Rebound didorong oleh perkembangan terbaru negosiasi Yunani dengan para krediturnya dari Zona Euro. Perdana Menteri Yunani, Alexis Tsipras menyatakan, negara para dewa itu menolak memperpanjang program dana talangan yang sebelumnya diperoleh dari sindikasi beberapa negara Zona Euro.
Tsipras juga menegaskan komitmennya untuk menaikkan upah mininum sekaligus menghentikan program privatisasi infrastruktur. Dua kebijakan ini tentunya meningkatkan tensi negosiasi antara Yunani dengan para krediturnya.
Pasalnya, salah satu klausul dana talangan yang harus dipenuhi Yunani adalah pengetatan anggaran dan privatisasi infrastruktur. Kondisi ini tentunya meningkatkan kembali kecemasan Yunani akan angkat kaki dari Zona Euro.
Suluh Adil Wicaksono, Analis Millenium Penata Futures mengatakan, ketidakpastian nasib Yunani memang menjadi salah satu faktor yang mempengaruhi pergerakkan emas.
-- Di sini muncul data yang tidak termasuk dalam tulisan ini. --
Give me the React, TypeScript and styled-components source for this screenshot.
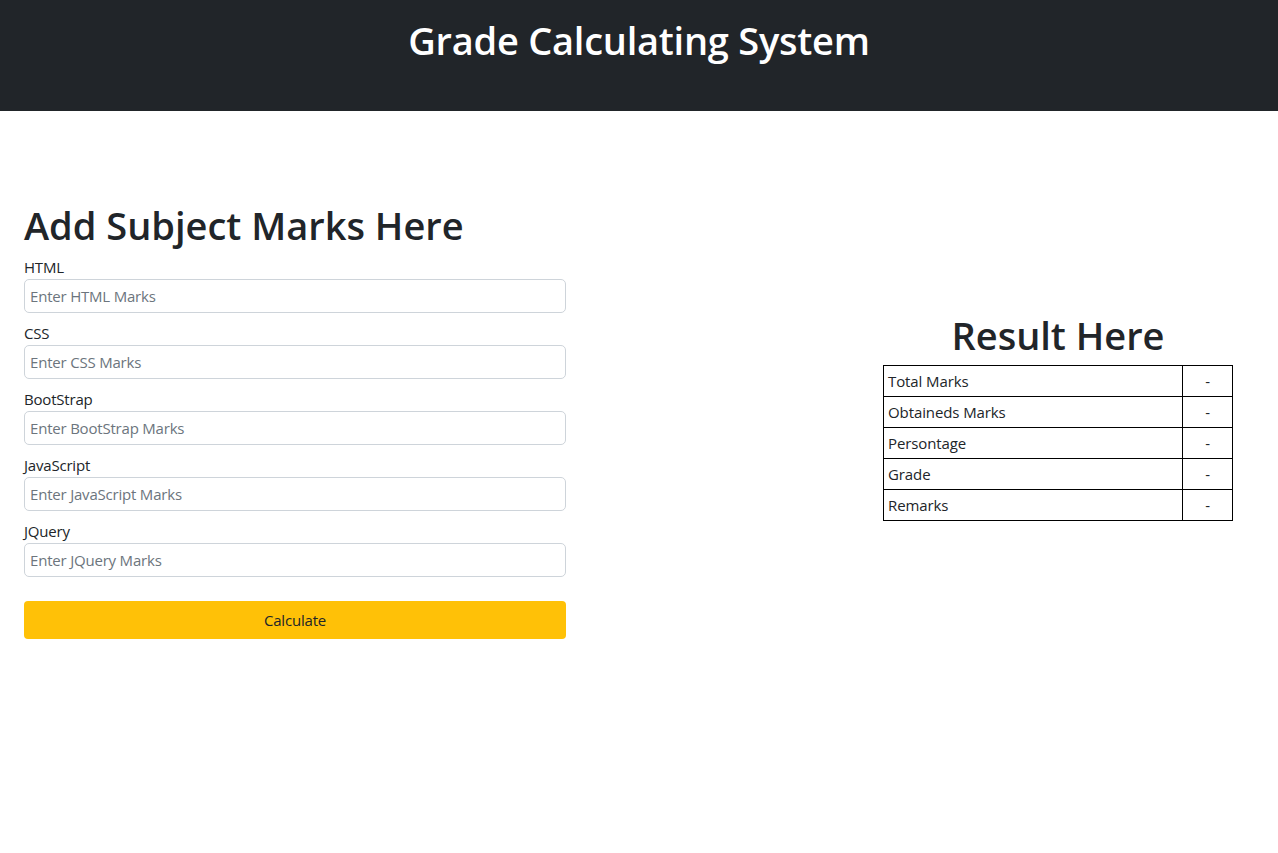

Namun, faktor tersebut tidak lagi menjadi determinan signifikan naik-turunnya harga emas.
"Ini terbukti saat pelaksanaan pemilu Yunani lalu yang menimbulkan kecemasan banyak pihak, harga emas sebagai komoditas safe haven justru tidak naik signifikan," kata Suluh, Senin (9/2).
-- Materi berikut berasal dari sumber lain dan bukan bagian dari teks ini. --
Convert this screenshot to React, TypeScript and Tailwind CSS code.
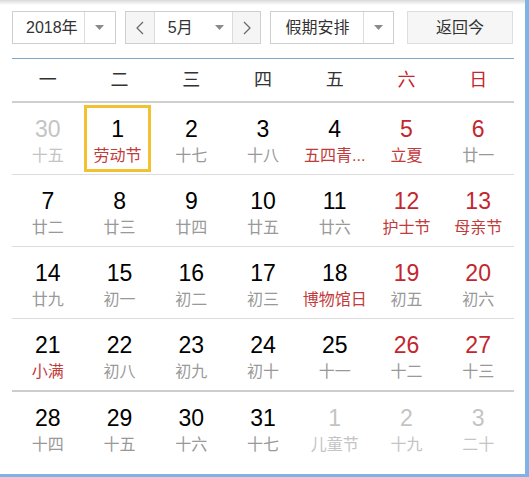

Atas dasar itu, Suluh menilai, perkembangan nasib Yunani di Zona Euro hanya menjadi faktor kecil yang tidak terlalu berpengaruh pada harga emas. Sebaliknya, emas menghadapi tekanan berat dari membaiknya data ekonomi AS yang membuat pergerakkan harganya diyakini masih dalam tren bearish.
Jumat (6/2) pekan lalu, AS merilis data upah tenaga kerja non-pertanian (non-farm payroll) Januari yang naik naik sebesar 257.000, melebihi perkiraan awal yang sebesar 228.000. Dengan demikian, dalam dua bulan terakhir, non-farm payroll AS sudah naik sekitar 147.000. "Emas akan tertekan karena data terbaru ini membuka peluang penguatan dollar AS lebih lanjut," jelas Suluh.
Analis PT Central Capital Futures, Wahyu Tri Wibowo menambahkan, setidaknya dalam jangka pendek dan menengah, harga emas sulit menguat dalam waktu yang panjang.
Soalnya, emas bakal terus dibayangi rencana Bank Sentral AS, The Federal Reserve (The Fed), menaikkan suku bunga acuan. "Data non-farm payroll AS yang bagus bisa menjadi sinyal The Fed bakal segera menaikkan suku bunga," ujar Wahyu.
Untuk itu, Wahyu memprediksi, harga emas pekan ini bakal terkoreksi di kisaran US$ 1.200-US$ 1.285 per ons troi. Tren koreksi emas juga bisa terbaca dari beberapa indikator teknikal.
Suluh bilang, indikasi koreksi terlihat lantaran harga emas berada di bawah Moving Average (MA) 50 dan 100. Moving Average Convergence-Divergence (MACD) yang di posisi minus 430 turut menguatkan potensi koreksi.
Relative Strength Index (RSI) juga di area negatif 38%. Sementara indikator stochastic di area 41% yang mengindikasikan koreksi tapi masih dalam rentang terbatas. Pekan ini, Suluh merekomendasikan jual emas di kisaran US$ 1.228-US$ 1.251 per ons troi.